Explicit queries and subscriptions plan against single-field and composite indexes rather than scanning tables.
Subscription re-evaluation is dependency-tracked: a commit only triggers the queries whose dependency sets it intersects, not every query on the table.
Functions execute in V8 isolates inside the server process — no per-invocation process or container cost. Workloads too heavy for an isolate fan out into sandbox-backed services, covered next.

The practical consequence: a single Nimbus server scales with the machine you give it, and the per-tenant diagnostics endpoint reports each tenant’s queue depths, journal lag, and serving health so you can see which tenant is consuming the headroom. See observability.

Heavy compute fans out into services

Functions are for short, transactional work. When a tenant’s workload includes something heavier or longer-lived — a worker process, an indexing pipeline, a headless browser — it moves into a service: a named, tenant-scoped workload backed by a container sandbox that the server launches and supervises beside the engine. The service exposes readiness and health states other code can wait on, generation checks guard concurrent edits to its definition, and its process runs as its own supervised container rather than inside the engine — so the heavy work lives next to the data without sitting on the mutation path.

This is fan-out within the deployment, not across machines. Sandbox-backed services run on the same Linux host as the server (on macOS and WSL2, nimbus machine provides that host), and they scale with that machine the way everything else in the process does. What services buy you is separation and supervision, not a second box — when you do outgrow the machine, the partitioning story below is unchanged.

Where the data lives

Storage is pluggable, and the choice is the main scaling lever you have today. See storage backends for setup.

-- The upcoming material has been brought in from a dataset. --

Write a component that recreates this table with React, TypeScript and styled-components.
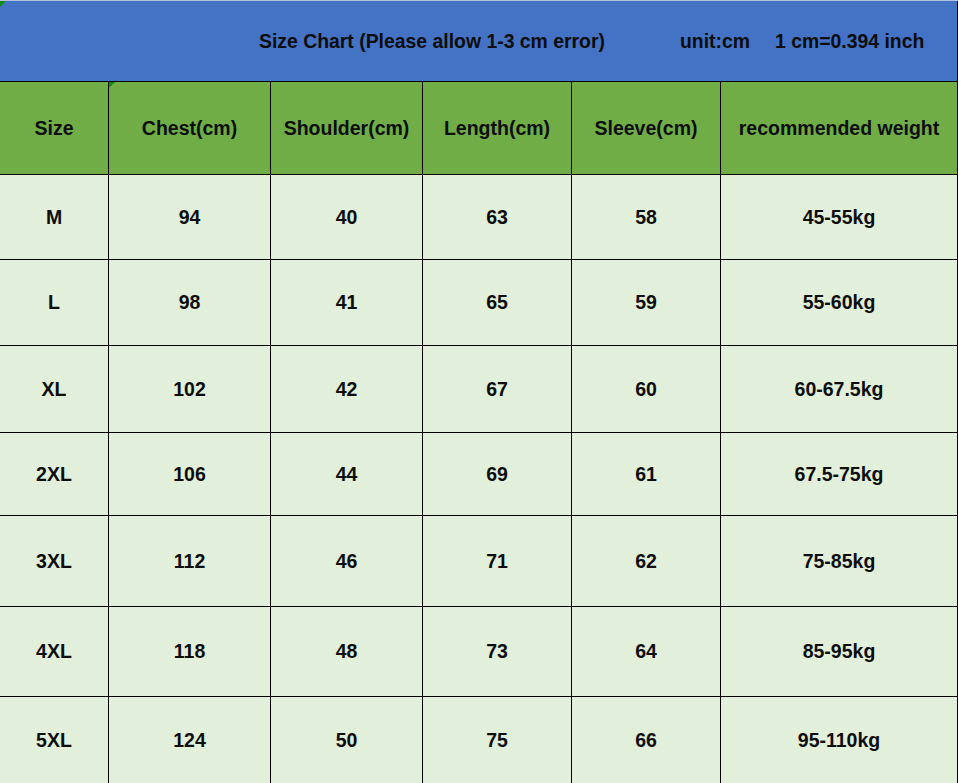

Backend	Data location	What scales it
SQLite (default), redb	Files on the server’s disk	The machine: disk, memory, CPU
PostgreSQL, MySQL	A database server you operate	Your database’s own replication, pooling, and backup tooling
libSQL / Turso	A remote libSQL primary	The managed service, plus local replica reads

With the embedded backends, the server and its data share one machine, and scaling is vertical. With Postgres or MySQL, each tenant’s schema or database lives in infrastructure that already has its own growth, failover, and backup story — Nimbus remains the single coordinator for mutations, but durability and capacity become your database’s job.

The libSQL backend adds a read-locality path: writes go to the remote primary, while reads are served from a per-tenant local replica cache on the Nimbus server. Replica freshness is measured and exposed in the per-tenant engine diagnostics, so staleness is observable rather than assumed away.

What is not horizontally scalable today

Nimbus instances do not know about each other. Concretely, today there is:

no built-in clustering or node membership,
no request forwarding between instances,
no cross-instance subscription invalidation, and
no support for two instances serving the same tenant data.

Each tenant must be served by exactly one Nimbus process. If you outgrow one server, the supported pattern is partitioning: run independent Nimbus instances, place different tenants on each, and route clients to the instance that owns their tenant. Because every tenant is a self-contained namespace, moving one between instances is a data move, not a schema surgery — but the routing is yours to operate.

Multi-node operation is a direction we are designing toward, not a shipped capability, so this page does not describe it. When that changes, the machinery will be documented here and in current capabilities — until then, size deployments on the assumption that one binary, one machine, and one storage backend carry the load.